• **WHAT TO PRODUCE**
Copy, in full, each line of the material that holds the word "components".

-- START OF DATASET EXTRACT --

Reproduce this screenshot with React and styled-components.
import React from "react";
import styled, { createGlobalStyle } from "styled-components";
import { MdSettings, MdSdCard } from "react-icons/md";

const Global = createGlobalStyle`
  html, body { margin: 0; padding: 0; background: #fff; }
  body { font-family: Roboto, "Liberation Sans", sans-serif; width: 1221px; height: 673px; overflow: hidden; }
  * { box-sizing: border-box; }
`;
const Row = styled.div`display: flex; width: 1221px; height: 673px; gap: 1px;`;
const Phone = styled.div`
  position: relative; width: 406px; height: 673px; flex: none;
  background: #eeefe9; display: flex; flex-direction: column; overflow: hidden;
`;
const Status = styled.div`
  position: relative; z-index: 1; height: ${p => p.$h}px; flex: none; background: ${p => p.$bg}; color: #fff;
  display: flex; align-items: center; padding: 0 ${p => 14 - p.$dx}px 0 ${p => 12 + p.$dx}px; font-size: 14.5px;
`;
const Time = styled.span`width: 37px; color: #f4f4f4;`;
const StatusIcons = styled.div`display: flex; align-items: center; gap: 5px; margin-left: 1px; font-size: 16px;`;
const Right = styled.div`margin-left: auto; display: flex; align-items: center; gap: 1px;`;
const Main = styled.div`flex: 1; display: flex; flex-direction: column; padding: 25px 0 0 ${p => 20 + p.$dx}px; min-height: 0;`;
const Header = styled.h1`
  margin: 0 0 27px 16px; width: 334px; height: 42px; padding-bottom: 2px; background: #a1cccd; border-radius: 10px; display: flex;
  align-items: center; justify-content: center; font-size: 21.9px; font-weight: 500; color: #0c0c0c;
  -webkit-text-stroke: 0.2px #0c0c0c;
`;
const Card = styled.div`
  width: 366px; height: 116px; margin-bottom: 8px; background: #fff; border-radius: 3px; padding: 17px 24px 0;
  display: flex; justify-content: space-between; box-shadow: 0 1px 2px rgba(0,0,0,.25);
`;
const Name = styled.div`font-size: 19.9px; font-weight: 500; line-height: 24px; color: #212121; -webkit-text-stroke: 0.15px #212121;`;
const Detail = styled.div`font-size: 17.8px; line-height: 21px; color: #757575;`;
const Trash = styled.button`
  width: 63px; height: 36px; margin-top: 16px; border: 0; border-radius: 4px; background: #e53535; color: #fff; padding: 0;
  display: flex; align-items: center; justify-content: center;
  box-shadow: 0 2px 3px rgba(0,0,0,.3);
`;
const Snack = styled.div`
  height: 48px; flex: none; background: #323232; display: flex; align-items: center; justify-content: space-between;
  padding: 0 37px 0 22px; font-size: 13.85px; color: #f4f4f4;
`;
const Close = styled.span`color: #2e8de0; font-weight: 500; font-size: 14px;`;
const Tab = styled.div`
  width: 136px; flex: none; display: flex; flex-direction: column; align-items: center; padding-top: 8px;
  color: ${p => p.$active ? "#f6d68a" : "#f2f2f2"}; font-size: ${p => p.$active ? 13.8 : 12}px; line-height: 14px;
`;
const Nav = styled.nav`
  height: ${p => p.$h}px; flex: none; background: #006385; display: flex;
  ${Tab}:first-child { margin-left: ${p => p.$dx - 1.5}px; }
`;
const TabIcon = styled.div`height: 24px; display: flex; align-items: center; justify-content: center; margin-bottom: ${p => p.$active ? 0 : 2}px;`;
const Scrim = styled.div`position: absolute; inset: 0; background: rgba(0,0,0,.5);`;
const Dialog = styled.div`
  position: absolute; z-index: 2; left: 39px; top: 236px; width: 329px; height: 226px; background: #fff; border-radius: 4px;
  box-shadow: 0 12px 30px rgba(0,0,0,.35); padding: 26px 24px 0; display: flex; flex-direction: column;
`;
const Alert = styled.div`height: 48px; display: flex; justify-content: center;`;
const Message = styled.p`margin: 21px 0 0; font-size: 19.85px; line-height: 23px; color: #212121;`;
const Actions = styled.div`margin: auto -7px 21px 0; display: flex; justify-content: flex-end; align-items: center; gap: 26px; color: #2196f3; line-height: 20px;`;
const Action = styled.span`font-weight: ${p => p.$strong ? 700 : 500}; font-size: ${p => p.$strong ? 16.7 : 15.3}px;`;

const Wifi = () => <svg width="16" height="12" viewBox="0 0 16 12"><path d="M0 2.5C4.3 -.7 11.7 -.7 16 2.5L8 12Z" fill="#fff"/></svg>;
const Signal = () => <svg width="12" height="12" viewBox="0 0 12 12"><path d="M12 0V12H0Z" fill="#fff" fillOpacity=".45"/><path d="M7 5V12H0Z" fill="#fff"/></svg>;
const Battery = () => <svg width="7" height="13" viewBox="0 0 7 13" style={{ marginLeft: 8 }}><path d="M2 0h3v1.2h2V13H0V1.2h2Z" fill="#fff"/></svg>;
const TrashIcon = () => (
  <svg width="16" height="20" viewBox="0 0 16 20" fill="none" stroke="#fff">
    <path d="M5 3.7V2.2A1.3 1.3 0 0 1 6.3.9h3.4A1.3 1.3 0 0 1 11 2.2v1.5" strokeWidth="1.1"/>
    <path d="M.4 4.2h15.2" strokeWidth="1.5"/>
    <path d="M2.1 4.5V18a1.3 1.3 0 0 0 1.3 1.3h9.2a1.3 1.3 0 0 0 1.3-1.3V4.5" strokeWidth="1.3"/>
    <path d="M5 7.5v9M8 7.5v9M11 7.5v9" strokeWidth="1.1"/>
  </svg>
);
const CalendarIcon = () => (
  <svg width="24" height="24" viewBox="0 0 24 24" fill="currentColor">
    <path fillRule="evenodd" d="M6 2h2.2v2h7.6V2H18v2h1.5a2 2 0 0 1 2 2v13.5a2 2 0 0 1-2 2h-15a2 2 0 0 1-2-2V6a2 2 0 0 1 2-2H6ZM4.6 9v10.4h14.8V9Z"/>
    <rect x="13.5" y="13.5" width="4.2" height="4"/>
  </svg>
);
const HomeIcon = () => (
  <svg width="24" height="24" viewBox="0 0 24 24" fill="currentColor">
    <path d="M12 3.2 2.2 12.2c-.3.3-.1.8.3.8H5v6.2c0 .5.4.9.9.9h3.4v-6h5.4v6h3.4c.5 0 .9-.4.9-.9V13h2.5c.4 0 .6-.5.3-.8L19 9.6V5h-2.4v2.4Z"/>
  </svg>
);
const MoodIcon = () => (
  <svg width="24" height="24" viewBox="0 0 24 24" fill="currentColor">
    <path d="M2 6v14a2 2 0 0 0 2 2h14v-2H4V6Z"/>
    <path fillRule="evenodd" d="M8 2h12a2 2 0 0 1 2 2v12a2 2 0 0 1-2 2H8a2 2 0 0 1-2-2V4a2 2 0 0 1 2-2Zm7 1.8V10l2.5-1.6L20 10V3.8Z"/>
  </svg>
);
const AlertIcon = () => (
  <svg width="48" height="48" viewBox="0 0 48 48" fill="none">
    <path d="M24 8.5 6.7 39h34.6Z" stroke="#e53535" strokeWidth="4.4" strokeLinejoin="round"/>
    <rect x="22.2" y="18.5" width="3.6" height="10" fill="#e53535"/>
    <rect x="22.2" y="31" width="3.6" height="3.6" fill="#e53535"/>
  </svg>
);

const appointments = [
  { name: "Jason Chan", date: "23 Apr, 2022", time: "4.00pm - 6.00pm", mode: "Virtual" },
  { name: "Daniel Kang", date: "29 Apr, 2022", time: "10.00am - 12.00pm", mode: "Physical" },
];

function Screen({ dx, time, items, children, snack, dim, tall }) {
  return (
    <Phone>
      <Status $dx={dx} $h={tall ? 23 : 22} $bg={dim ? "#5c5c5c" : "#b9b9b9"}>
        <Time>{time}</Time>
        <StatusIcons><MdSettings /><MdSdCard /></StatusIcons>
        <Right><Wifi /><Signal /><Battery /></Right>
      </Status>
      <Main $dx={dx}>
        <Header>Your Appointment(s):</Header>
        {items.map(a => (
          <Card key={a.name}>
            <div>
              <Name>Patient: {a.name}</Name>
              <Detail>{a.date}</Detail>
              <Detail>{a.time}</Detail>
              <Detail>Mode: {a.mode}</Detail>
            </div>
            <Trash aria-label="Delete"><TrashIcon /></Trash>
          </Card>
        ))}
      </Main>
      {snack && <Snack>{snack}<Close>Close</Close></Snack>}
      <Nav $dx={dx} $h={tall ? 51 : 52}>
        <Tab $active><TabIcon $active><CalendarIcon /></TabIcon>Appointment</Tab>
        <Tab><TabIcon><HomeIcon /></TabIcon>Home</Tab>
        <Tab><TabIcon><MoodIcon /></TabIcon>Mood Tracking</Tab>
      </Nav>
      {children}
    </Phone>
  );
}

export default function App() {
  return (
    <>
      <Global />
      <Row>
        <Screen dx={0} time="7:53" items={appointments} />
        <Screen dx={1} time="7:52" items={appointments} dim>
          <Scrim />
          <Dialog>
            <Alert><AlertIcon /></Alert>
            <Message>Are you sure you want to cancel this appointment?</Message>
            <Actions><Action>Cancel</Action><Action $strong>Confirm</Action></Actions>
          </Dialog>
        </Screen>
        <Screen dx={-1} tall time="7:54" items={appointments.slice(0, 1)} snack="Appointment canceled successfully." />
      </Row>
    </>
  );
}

-- END OF DATASET EXTRACT --

• **FULL SOLUTION**
Reproduce this screenshot with React and styled-components.
import styled, { createGlobalStyle } from "styled-components";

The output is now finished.